The differences in request parameters between FastDeploy and the OpenAI protocol are as follows. Other request parameters will be ignored: - prompt (supported only in the v1/completions interface) - messages (supported only in the v1/chat/completions interface) - frequency_penalty: Optional[float] = 0.0 - max_tokens: Optional[int] = 16 - presence_penalty: Optional[float] = 0.0 - stream: Optional[bool] = False - stream_options: Optional[StreamOptions] = None - temperature: Optional[float] = None - top_p: Optional[float] = None - metadata: Optional[dict] = None (supported only in v1/chat/completions for configuring additional parameters, e.g., meta_data={"enable_thinking": True}) - min_tokens: Optional[int] = 1 (minimum number of tokens generated) - reasoning_max_tokens: Optional[int] = None (maximum number of tokens for reasoning content, defaults to the same as max_tokens) - enable_thinking: Optional[bool] = True (whether to enable reasoning for models that support deep thinking) - repetition_penalty: Optional[float] = None (coefficient for directly penalizing repeated token generation (>1 penalizes repetition, <1 encourages repetition))

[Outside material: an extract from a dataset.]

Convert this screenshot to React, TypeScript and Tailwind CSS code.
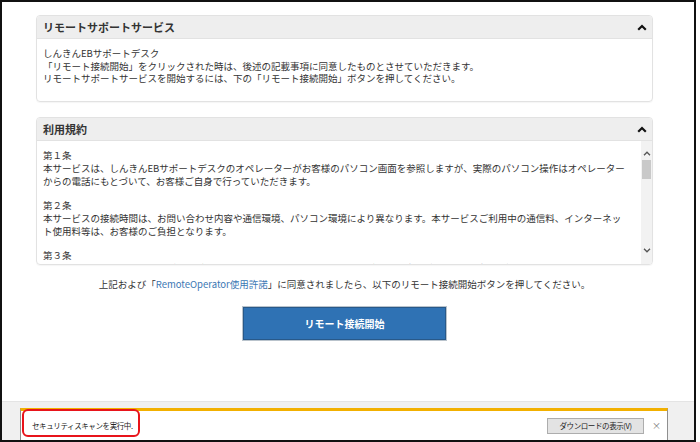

Note: For multimodal models, since the reasoning chain is enabled by default, resulting in overly long outputs, max_tokens can be set to the model's maximum output length or the default value can be used.

Return Field Differences

The additional return fields added by FastDeploy are as follows:

  • arrival_time: Returns the cumulative time taken for all tokens
  • reasoning_content: The returned result of the reasoning chain

Overview of return parameters:

ChatCompletionStreamResponse:
    id: str
    object: str = "chat.completion.chunk"
    created: int = Field(default_factory=lambda: int(time.time()))
    model: str
    choices: List[ChatCompletionResponseStreamChoice]
 ChatCompletionResponseStreamChoice:
    index: int
    delta: DeltaMessage
    finish_reason: Optional[Literal["stop", "length"]] = None
    arrival_time: Optional[float] = None
DeltaMessage:
    role: Optional[str] = None
    content: Optional[str] = None
    token_ids: Optional[List[int]] = None
    reasoning_content: Optional[str] = None